Req = 50×50 / (50+50)

= 25 Kohm

Hence, voltage across the Req = 25×150 / (100+25)

= 30 V

Therefore we see that voltmeter A reads much less than the true value. It should be noted that for getting good accuracy, the resistance of voltmeter >>> circuit resistance but here in this case both are equal.

**Case2**: **When voltmeter B is used.**

Sensitivity of Voltmeter A = 20,000 ohm/V

Therefore,

Resistance of Voltmeter R_{VA}= SensitivityxVoltage

= 20,000×50 = 1000 kOhm

Mind here that the resistance of voltmeter >>> circuit resistance i.e 1000 kOhm >>>>50 kOhm so definitely we are going to get voltage reading close to true value i.e 50 V.

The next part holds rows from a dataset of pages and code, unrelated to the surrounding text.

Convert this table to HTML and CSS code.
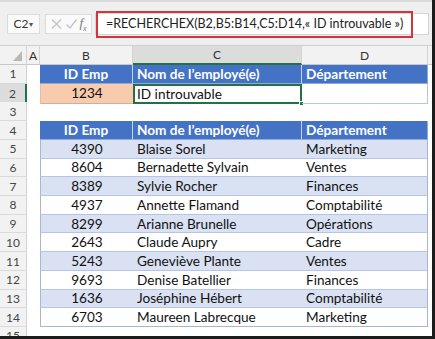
FILE: index.html
```html
<!DOCTYPE html>
<html lang="fr">
<head>
<meta charset="utf-8">
<link rel="stylesheet" href="styles.css">
</head>
<body>
<div class="frame">
  <div class="fbar">
    <div class="namebox"><span>C2</span><span class="caret">▾</span></div>
    <div class="sep">⋮</div>
    <div class="fxbox">
      <svg width="14" height="12" viewBox="0 0 14 12"><path d="M2 1.5 L11 10.5 M11 1.5 L2 10.5" stroke="#c4c4c4" stroke-width="1.4" fill="none"/></svg>
      <svg width="13" height="12" viewBox="0 0 13 12"><path d="M1.5 6.5 L5 10 L11.5 1.5" stroke="#c4c4c4" stroke-width="1.4" fill="none"/></svg>
      <span class="fx">f<sub>x</sub></span>
    </div>
    <div class="finput">
      <span class="ftext">=RECHERCHEX(B2,B5:B14,C5:D14,« ID introuvable »)</span>
      <div class="redbox"></div>
    </div>
  </div>
  <div class="sheet">
    <div class="row colhead">
      <div class="corner"><span class="tri"></span></div>
      <div class="ch">A</div>
      <div class="ch">B</div>
      <div class="ch ch-sel">C</div>
      <div class="ch">D</div>
      <div class="ch ch-last"></div>
    </div>

    <div class="row">
      <div class="rh">1</div><div class="c"></div>
      <div class="c hdr num">ID Emp</div>
      <div class="c hdr">Nom de l’employé(e)</div>
      <div class="c hdr hdr-end">Département</div><div class="c"></div>
    </div>
    <div class="row">
      <div class="rh rh-sel">2</div><div class="c"></div>
      <div class="c lookup num">1234</div>
      <div class="c selected">ID introuvable<span class="handle"></span></div>
      <div class="c result"></div><div class="c"></div>
    </div>
    <div class="row">
      <div class="rh">3</div><div class="c"></div><div class="c"></div><div class="c"></div><div class="c"></div><div class="c"></div>
    </div>
    <div class="row">
      <div class="rh">4</div><div class="c"></div>
      <div class="c hdr num">ID Emp</div>
      <div class="c hdr">Nom de l’employé(e)</div>
      <div class="c hdr hdr-end">Département</div><div class="c"></div>
    </div>
    <div class="row band">
      <div class="rh">5</div><div class="c"></div>
      <div class="c t tl num">4390</div><div class="c t">Blaise Sorel</div><div class="c t tr">Marketing</div><div class="c"></div>
    </div>
    <div class="row">
      <div class="rh">6</div><div class="c"></div>
      <div class="c t tl num">8604</div><div class="c t">Bernadette Sylvain</div><div class="c t tr">Ventes</div><div class="c"></div>
    </div>
    <div class="row band">
      <div class="rh">7</div><div class="c"></div>
      <div class="c t tl num">8389</div><div class="c t">Sylvie Rocher</div><div class="c t tr">Finances</div><div class="c"></div>
    </div>
    <div class="row">
      <div class="rh">8</div><div class="c"></div>
      <div class="c t tl num">4937</div><div class="c t">Annette Flamand</div><div class="c t tr">Comptabilité</div><div class="c"></div>
    </div>
    <div class="row band">
      <div class="rh">9</div><div class="c"></div>
      <div class="c t tl num">8299</div><div class="c t">Arianne Brunelle</div><div class="c t tr">Opérations</div><div class="c"></div>
    </div>
    <div class="row">
      <div class="rh">10</div><div class="c"></div>
      <div class="c t tl num">2643</div><div class="c t">Claude Aupry</div><div class="c t tr">Cadre</div><div class="c"></div>
    </div>
    <div class="row band">
      <div class="rh">11</div><div class="c"></div>
      <div class="c t tl num">5243</div><div class="c t">Geneviève Plante</div><div class="c t tr">Ventes</div><div class="c"></div>
    </div>
    <div class="row">
      <div class="rh">12</div><div class="c"></div>
      <div class="c t tl num">9693</div><div class="c t">Denise Batellier</div><div class="c t tr">Finances</div><div class="c"></div>
    </div>
    <div class="row band">
      <div class="rh">13</div><div class="c"></div>
      <div class="c t tl num">1636</div><div class="c t">Joséphine Hébert</div><div class="c t tr">Comptabilité</div><div class="c"></div>
    </div>
    <div class="row last">
      <div class="rh">14</div><div class="c"></div>
      <div class="c t tl num">6703</div><div class="c t">Maureen Labrecque</div><div class="c t tr">Marketing</div><div class="c"></div>
    </div>
    <div class="row partial">
      <div class="rh">15</div><div class="c"></div><div class="c"></div><div class="c"></div><div class="c"></div><div class="c"></div>
    </div>
  </div>
</div>
</body>
</html>
```

FILE: styles.css
```css
* { box-sizing: border-box; }
body { margin: 0; background: #fff; }
.frame {
  width: 435px; height: 339px;
  border-right: 3px solid #1c1c1c;
  border-bottom: 3px solid #1c1c1c;
  overflow: hidden;
  background: #fff;
  font-family: Lato, "Open Sans", sans-serif;
}
.fbar {
  height: 46px;
  background: #efefef;
  border-top: 2px solid #dadada;
  border-bottom: 1px solid #cfcfcf;
  display: flex;
  align-items: center;
  padding-left: 7px;
}
.namebox {
  width: 33px; height: 20px;
  background: #fafafa;
  border: 1px solid #dcdcdc;
  display: flex; align-items: center; justify-content: center; gap: 1px;
  font-size: 12px; color: #333;
}
.caret { font-size: 8px; color: #555; }
.sep { width: 5px; color: #b0b0b0; font-size: 11px; text-align: center; }
.fxbox {
  width: 47px; height: 20px;
  background: #fafafa;
  border: 1px solid #dcdcdc;
  display: flex; align-items: center; justify-content: center; gap: 1px;
  margin-right: 3px;
}
.fx { font-family: "Liberation Serif", serif; font-style: italic; font-size: 13px; color: #777; }
.fx sub { font-size: 8px; }
.finput {
  position: relative;
  width: 334px; height: 22px;
  background: #fff;
  border: 1px solid #d6d6d6;
  display: flex; align-items: center;
  padding-left: 10px;
}
.ftext { font-size: 12.5px; color: #222; white-space: nowrap; }
.redbox {
  position: absolute;
  left: 0; top: -3px;
  width: 317px; height: 27px;
  border: 2px solid #d7333d;
}
.sheet { font-size: 13.6px; }
.row {
  display: grid;
  grid-template-columns: 27px 13px 93px 169px 126px 4px;
  height: 18.72px;
}
.colhead { height: 19px; background: #f2f2f2; }
.corner {
  position: relative;
  border-right: 1px solid #d4d4d4;
  border-bottom: 1px solid #c8c8c8;
}
.tri {
  position: absolute; right: 4px; bottom: 3px;
  width: 0; height: 0;
  border-left: 9px solid transparent;
  border-bottom: 10px solid #b9b9b9;
}
.ch {
  border-right: 1px solid #d4d4d4;
  border-bottom: 1px solid #c8c8c8;
  display: flex; align-items: center; justify-content: center;
  font-size: 12px; color: #333;
}
.ch-sel { background: #dcdcdc; border-bottom: 2px solid #217346; }
.ch-last { border-right: none; }
.rh {
  background: #f2f2f2;
  border-right: 1px solid #d2d2d2;
  border-bottom: 1px solid #dadada;
  display: flex; align-items: center; justify-content: center;
  font-size: 12px; color: #444;
}
.rh-sel { background: #dcdcdc; border-right: 2px solid #217346; }
.c {
  display: flex; align-items: center;
  padding-left: 4px;
  color: #111;
  white-space: nowrap;
  position: relative;
}
.num { justify-content: center; padding-left: 0; }
.hdr {
  background: #4472c4; color: #fff; font-weight: bold;
  border-right: 1px solid #c5d3ee;
  border-bottom: 1px solid #8ea9db;
}
.hdr-end { border-right: 1px solid #8ea9db; }
.lookup {
  background: #f8cbad;
  border-left: 1px solid #d9c0b0;
  border-bottom: 1px solid #c9b2a4;
}
.selected {
  border: 2px solid #217346;
  padding-left: 2px;
}
.handle {
  position: absolute; right: -4px; bottom: -4px;
  width: 5px; height: 5px;
  background: #217346; border: 1px solid #fff;
}
.result {
  border-right: 1px solid #b4c6e7;
  border-bottom: 1px solid #b4c6e7;
}
.t { border-bottom: 1px solid #b4c6e7; }
.tl { border-left: 1px solid #a9b6cc; }
.tr { border-right: 1px solid #a9b6cc; }
.band .t { background: #d9e1f2; }
.last .t { border-bottom: 1px solid #a9b6cc; }
.partial { height: 9px; }
.partial .rh { align-items: flex-start; padding-top: 1px; }
```
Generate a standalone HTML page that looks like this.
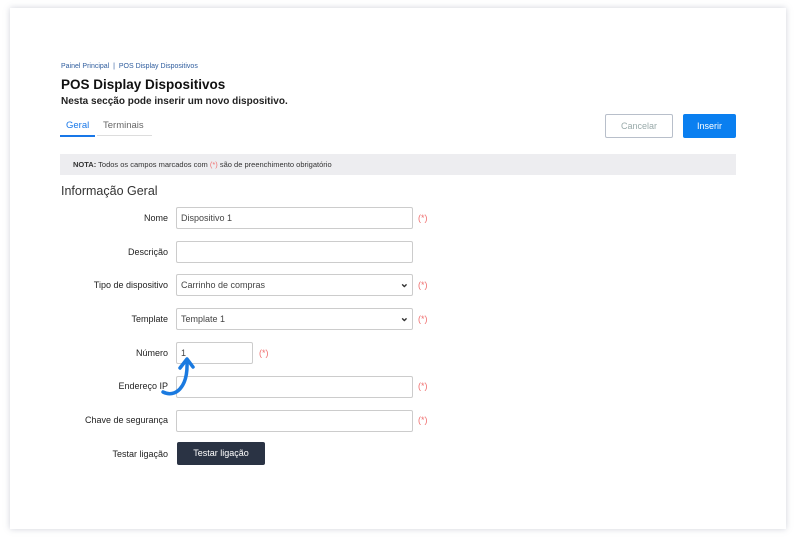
<!DOCTYPE html>
<html><head><style>
body{margin:0;width:800px;height:544px;background:#fff;font-family:"Liberation Sans",sans-serif;position:relative;overflow:hidden}
.card{position:absolute;left:10px;top:8px;width:776px;height:521px;background:#fff;box-shadow:0 0 6px rgba(120,125,150,.35)}
.a{position:absolute;white-space:nowrap}
.lbl{position:absolute;right:632px;font-size:9px;color:#222;text-align:right}
.in{position:absolute;left:176px;width:237px;height:22px;border:1px solid #ccc;border-radius:2px;background:#fff;font-size:9px;color:#444;box-sizing:border-box;padding:5px 4px}
.req{position:absolute;left:418px;font-size:9px;color:#f07070}
.ar{position:absolute;right:3px;top:2px;font-size:11px;font-weight:bold;color:#333}
</style></head><body>
<div class="card"></div>
<div class="a" style="left:61px;top:63px;font-size:7px;color:#2f5d9e">Painel Principal &nbsp;|&nbsp; POS Display Dispositivos</div>
<div class="a" style="left:61px;top:77px;font-size:13.5px;font-weight:bold;color:#111">POS Display Dispositivos</div>
<div class="a" style="left:61px;top:96px;font-size:10px;font-weight:bold;color:#222">Nesta secção pode inserir um novo dispositivo.</div>
<div class="a" style="left:66px;top:120px;font-size:9.5px;color:#1877e8">Geral</div>
<div class="a" style="left:103px;top:120px;font-size:9.5px;color:#666">Terminais</div>
<div class="a" style="left:60px;top:135px;width:35px;height:2px;background:#1877e8"></div>
<div class="a" style="left:97px;top:135px;width:55px;height:1px;background:#ddd"></div>
<div class="a" style="left:605px;top:114px;width:68px;height:24px;border:1px solid #b8bfca;border-radius:2px;box-sizing:border-box;font-size:9px;color:#9aa;text-align:center;line-height:22px">Cancelar</div>
<div class="a" style="left:683px;top:114px;width:53px;height:24px;background:#0a7ff0;border-radius:2px;font-size:9px;color:#fff;text-align:center;line-height:24px">Inserir</div>
<div class="a" style="left:60px;top:154px;width:676px;height:21px;background:#ededf0"></div>
<div class="a" style="left:73px;top:160px;font-size:7.5px;color:#333"><b>NOTA:</b> Todos os campos marcados com <span style="color:#f07070">(*)</span> são de preenchimento obrigatório</div>
<div class="a" style="left:61px;top:184px;font-size:12.5px;color:#333">Informação Geral</div>

<div class="lbl" style="top:213px">Nome</div><div class="in" style="top:207px">Dispositivo 1</div><div class="req" style="top:213px">(*)</div>
<div class="lbl" style="top:247px">Descrição</div><div class="in" style="top:241px"></div>
<div class="lbl" style="top:280px">Tipo de dispositivo</div><div class="in" style="top:274px">Carrinho de compras<span class="ar">⌄</span></div><div class="req" style="top:280px">(*)</div>
<div class="lbl" style="top:314px">Template</div><div class="in" style="top:308px">Template 1<span class="ar">⌄</span></div><div class="req" style="top:314px">(*)</div>
<div class="lbl" style="top:348px">Número</div><div class="in" style="top:342px;width:77px">1</div><div class="req" style="top:348px;left:259px">(*)</div>
<div class="lbl" style="top:381px">Endereço IP</div><div class="in" style="top:376px"></div><div class="req" style="top:381px">(*)</div>
<div class="lbl" style="top:415px">Chave de segurança</div><div class="in" style="top:410px"></div><div class="req" style="top:415px">(*)</div>
<div class="lbl" style="top:449px">Testar ligação</div>
<div class="a" style="left:177px;top:442px;width:88px;height:23px;background:#2a3344;border-radius:2px;color:#fff;font-size:9px;text-align:center;line-height:23px">Testar ligação</div>
<svg class="a" style="left:160px;top:350px" width="40" height="50"><path d="M3 42 C15 48 28 38 27 12" stroke="#1a7ae0" stroke-width="3.5" fill="none" stroke-linecap="round"/><path d="M20 18 L27 9 L33 17" stroke="#1a7ae0" stroke-width="3.5" fill="none" stroke-linecap="round" stroke-linejoin="round"/></svg>
</body></html>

Now when this voltmeter A is connected across the resistor of 50 kOhm, the equivalent resistance of the parallel combination,

Req = 50×1000 / (50+1000)

= 47.6 Kohm

Hence, voltage across the Req = 47.6×150 / (100+47.6)

= 48.37 V

See how close to the true reading we get. So in second case loading effect is not prominent as the voltmeter resistance is much higher than the circuit resistance but in first case loading effect id dominating as the voltmeter resistance is comparable to circuit resistance.

*It should also be noted that meter with higher sensitivity gives reliable result. This is particularly true where voltage measurement is done in higher resistance circuit.*

Thank you!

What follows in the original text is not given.